* Record list
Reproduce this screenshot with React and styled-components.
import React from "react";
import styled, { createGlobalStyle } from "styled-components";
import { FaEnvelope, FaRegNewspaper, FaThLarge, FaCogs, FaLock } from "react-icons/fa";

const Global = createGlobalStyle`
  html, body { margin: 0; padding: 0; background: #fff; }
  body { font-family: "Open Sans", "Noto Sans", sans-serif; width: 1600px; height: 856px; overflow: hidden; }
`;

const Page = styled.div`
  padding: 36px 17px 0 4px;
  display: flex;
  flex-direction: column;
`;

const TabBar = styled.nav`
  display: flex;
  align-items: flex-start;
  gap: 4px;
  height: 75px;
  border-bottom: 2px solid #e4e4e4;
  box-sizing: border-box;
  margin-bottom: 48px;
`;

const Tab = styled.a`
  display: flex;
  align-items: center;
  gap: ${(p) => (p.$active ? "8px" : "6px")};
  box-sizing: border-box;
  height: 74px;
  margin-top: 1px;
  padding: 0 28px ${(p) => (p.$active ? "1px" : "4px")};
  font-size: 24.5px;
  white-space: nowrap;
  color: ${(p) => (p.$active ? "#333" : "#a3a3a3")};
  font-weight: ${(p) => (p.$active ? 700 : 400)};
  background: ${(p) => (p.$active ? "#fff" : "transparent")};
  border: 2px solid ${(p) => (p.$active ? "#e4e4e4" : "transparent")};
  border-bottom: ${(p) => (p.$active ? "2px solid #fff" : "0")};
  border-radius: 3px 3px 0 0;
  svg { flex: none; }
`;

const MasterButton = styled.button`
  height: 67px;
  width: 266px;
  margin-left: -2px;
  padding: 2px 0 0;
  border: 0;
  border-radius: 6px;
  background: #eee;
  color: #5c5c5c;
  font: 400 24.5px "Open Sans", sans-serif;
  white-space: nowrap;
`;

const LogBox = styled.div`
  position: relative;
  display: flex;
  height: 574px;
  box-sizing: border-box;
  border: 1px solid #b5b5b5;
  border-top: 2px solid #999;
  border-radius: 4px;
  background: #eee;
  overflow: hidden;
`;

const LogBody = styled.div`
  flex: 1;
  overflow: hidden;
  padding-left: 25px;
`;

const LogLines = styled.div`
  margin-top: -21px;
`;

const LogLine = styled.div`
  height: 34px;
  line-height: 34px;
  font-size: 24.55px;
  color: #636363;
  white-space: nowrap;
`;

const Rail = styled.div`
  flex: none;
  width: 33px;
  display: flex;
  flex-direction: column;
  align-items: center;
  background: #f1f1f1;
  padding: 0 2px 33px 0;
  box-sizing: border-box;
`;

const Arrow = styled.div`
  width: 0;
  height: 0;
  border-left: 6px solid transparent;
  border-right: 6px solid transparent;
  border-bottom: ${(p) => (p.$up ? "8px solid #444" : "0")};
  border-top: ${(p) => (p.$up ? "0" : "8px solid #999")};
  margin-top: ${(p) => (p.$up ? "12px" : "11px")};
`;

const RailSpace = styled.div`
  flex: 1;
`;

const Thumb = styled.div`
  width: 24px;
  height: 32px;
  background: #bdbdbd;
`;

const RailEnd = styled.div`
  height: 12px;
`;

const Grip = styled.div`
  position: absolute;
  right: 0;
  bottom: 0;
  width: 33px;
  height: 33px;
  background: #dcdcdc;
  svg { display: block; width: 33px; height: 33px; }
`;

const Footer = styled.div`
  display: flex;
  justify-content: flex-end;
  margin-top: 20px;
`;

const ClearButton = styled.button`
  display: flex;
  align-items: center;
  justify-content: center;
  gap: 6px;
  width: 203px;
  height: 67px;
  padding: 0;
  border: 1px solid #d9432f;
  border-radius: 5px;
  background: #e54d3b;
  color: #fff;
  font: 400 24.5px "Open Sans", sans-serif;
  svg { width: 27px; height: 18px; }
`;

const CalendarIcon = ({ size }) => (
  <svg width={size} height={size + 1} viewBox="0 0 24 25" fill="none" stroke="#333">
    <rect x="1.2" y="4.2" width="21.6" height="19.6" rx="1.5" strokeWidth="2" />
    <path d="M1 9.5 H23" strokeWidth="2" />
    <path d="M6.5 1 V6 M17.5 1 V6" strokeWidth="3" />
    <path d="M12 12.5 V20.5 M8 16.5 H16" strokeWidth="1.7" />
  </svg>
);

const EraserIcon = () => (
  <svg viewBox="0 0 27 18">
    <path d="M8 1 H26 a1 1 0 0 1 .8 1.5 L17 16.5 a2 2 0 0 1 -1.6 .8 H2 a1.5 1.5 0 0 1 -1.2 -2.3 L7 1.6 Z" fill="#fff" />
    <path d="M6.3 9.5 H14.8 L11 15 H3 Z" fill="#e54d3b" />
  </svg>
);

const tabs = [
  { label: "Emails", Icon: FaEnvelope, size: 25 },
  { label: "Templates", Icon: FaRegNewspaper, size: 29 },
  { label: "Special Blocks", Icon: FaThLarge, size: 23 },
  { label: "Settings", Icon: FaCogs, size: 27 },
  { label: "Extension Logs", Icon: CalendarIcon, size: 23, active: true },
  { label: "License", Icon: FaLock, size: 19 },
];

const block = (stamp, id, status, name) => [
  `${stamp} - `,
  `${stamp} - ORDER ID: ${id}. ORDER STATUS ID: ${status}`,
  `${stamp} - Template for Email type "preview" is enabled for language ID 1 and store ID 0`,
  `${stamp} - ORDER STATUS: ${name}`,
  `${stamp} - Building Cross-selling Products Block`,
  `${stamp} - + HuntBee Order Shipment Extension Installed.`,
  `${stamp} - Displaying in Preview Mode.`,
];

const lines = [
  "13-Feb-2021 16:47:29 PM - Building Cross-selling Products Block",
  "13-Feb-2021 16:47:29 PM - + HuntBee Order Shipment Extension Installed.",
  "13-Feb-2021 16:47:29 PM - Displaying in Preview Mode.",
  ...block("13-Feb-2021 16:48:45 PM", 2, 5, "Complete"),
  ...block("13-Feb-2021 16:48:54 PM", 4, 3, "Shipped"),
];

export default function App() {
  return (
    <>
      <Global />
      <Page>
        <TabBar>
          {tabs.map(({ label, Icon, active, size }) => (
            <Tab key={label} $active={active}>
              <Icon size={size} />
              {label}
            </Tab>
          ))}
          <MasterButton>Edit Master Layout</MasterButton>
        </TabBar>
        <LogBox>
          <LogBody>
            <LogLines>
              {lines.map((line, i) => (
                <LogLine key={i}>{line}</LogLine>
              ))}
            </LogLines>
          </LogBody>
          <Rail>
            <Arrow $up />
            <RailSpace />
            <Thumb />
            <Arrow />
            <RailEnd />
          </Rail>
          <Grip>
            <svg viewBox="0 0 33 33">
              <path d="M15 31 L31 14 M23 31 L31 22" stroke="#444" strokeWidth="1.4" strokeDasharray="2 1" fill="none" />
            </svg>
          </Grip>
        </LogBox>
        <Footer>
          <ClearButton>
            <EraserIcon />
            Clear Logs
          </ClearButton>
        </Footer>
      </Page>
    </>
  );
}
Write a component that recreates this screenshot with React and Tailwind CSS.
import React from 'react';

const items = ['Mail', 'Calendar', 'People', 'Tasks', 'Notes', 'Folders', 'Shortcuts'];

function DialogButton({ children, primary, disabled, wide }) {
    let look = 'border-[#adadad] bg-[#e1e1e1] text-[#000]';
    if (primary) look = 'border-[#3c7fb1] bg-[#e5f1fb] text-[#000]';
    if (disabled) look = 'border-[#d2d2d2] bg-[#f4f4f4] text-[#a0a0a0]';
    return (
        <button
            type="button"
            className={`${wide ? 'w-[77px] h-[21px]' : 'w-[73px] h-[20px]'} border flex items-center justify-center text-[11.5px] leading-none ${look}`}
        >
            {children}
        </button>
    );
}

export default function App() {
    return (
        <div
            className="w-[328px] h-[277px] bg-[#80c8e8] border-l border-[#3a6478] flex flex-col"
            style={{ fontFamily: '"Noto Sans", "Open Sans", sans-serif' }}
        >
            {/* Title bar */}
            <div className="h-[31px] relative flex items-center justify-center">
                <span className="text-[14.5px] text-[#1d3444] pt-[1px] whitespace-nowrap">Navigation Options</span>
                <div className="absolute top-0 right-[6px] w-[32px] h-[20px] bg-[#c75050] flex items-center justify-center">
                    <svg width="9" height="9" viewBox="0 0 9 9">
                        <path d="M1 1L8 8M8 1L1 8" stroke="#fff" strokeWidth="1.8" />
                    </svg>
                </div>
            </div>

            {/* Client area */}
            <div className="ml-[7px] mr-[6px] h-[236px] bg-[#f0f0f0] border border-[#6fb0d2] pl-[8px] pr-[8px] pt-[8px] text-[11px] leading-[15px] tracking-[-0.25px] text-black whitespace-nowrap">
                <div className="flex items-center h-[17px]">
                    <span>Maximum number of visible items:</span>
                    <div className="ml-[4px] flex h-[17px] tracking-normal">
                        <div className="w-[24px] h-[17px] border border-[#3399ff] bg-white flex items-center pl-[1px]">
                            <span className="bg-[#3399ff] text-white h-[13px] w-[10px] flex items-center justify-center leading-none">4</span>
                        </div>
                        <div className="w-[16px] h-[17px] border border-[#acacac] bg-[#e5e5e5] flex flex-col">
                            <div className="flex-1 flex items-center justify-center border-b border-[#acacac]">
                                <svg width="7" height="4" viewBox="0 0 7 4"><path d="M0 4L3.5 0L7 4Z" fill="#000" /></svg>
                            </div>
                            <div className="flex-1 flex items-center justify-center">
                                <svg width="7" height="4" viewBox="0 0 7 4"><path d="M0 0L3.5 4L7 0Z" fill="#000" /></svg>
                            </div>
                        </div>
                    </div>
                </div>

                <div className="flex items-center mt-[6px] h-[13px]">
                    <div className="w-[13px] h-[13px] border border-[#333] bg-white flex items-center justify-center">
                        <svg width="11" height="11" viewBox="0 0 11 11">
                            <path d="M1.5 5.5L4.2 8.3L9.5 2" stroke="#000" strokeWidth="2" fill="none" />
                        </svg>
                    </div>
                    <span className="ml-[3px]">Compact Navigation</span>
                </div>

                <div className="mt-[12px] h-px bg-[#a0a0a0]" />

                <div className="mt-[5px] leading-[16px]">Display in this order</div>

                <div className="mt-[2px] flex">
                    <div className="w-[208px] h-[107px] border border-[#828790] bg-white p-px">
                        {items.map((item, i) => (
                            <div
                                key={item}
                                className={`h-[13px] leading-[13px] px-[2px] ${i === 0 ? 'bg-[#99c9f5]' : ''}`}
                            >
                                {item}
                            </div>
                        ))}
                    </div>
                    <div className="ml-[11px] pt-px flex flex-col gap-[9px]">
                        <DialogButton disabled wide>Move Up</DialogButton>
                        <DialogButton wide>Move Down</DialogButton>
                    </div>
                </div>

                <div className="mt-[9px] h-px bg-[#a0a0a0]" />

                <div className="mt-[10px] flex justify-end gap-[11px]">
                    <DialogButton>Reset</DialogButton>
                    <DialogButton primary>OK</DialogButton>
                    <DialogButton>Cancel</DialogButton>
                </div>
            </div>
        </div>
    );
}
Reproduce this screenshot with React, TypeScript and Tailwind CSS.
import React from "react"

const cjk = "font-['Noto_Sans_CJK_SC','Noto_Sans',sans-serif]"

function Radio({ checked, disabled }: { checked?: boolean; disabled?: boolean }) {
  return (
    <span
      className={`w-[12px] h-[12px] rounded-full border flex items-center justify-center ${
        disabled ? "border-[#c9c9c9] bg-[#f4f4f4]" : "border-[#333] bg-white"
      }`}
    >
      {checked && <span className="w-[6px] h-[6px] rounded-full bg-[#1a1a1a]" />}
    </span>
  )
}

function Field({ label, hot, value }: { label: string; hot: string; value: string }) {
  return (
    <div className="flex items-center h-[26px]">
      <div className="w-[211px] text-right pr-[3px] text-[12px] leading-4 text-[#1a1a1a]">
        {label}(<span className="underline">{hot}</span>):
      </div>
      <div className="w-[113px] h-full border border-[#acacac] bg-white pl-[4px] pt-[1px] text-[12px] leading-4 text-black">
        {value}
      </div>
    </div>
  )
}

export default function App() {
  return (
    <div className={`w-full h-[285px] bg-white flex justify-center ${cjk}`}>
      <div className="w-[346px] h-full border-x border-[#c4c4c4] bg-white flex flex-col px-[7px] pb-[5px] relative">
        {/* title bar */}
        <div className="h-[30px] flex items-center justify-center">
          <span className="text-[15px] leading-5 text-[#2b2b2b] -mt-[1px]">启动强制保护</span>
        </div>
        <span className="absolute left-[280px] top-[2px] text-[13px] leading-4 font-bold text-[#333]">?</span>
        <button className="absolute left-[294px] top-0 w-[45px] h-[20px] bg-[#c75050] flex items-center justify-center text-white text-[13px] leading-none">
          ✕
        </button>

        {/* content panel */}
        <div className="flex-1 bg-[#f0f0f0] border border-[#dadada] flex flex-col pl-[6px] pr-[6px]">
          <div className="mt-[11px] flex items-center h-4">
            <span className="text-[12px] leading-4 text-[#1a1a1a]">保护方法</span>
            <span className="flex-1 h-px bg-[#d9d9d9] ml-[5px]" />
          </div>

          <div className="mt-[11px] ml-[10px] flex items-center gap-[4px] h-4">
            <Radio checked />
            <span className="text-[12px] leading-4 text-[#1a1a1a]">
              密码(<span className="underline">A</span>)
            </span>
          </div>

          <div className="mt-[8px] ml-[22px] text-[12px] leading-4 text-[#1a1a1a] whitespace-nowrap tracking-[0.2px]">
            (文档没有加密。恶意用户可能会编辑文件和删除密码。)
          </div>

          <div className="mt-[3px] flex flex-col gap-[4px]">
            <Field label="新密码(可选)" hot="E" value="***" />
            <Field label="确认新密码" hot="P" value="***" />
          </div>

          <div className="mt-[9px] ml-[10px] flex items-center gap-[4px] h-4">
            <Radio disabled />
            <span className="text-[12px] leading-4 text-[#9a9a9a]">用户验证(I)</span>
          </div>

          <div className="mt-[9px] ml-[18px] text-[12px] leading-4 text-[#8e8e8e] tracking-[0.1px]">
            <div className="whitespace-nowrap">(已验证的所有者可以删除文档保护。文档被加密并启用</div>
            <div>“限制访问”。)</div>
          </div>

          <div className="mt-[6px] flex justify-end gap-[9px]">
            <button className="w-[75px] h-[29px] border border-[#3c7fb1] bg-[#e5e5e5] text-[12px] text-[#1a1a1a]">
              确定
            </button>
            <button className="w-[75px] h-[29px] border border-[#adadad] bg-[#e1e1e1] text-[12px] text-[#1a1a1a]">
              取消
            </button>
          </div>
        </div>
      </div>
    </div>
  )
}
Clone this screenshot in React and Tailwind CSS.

* Your task
Gather all lines from the records above in which "with" appears.

* Response to this exercise
Reproduce this screenshot with React and styled-components.
Write a component that recreates this screenshot with React and Tailwind CSS.
Reproduce this screenshot with React, TypeScript and Tailwind CSS.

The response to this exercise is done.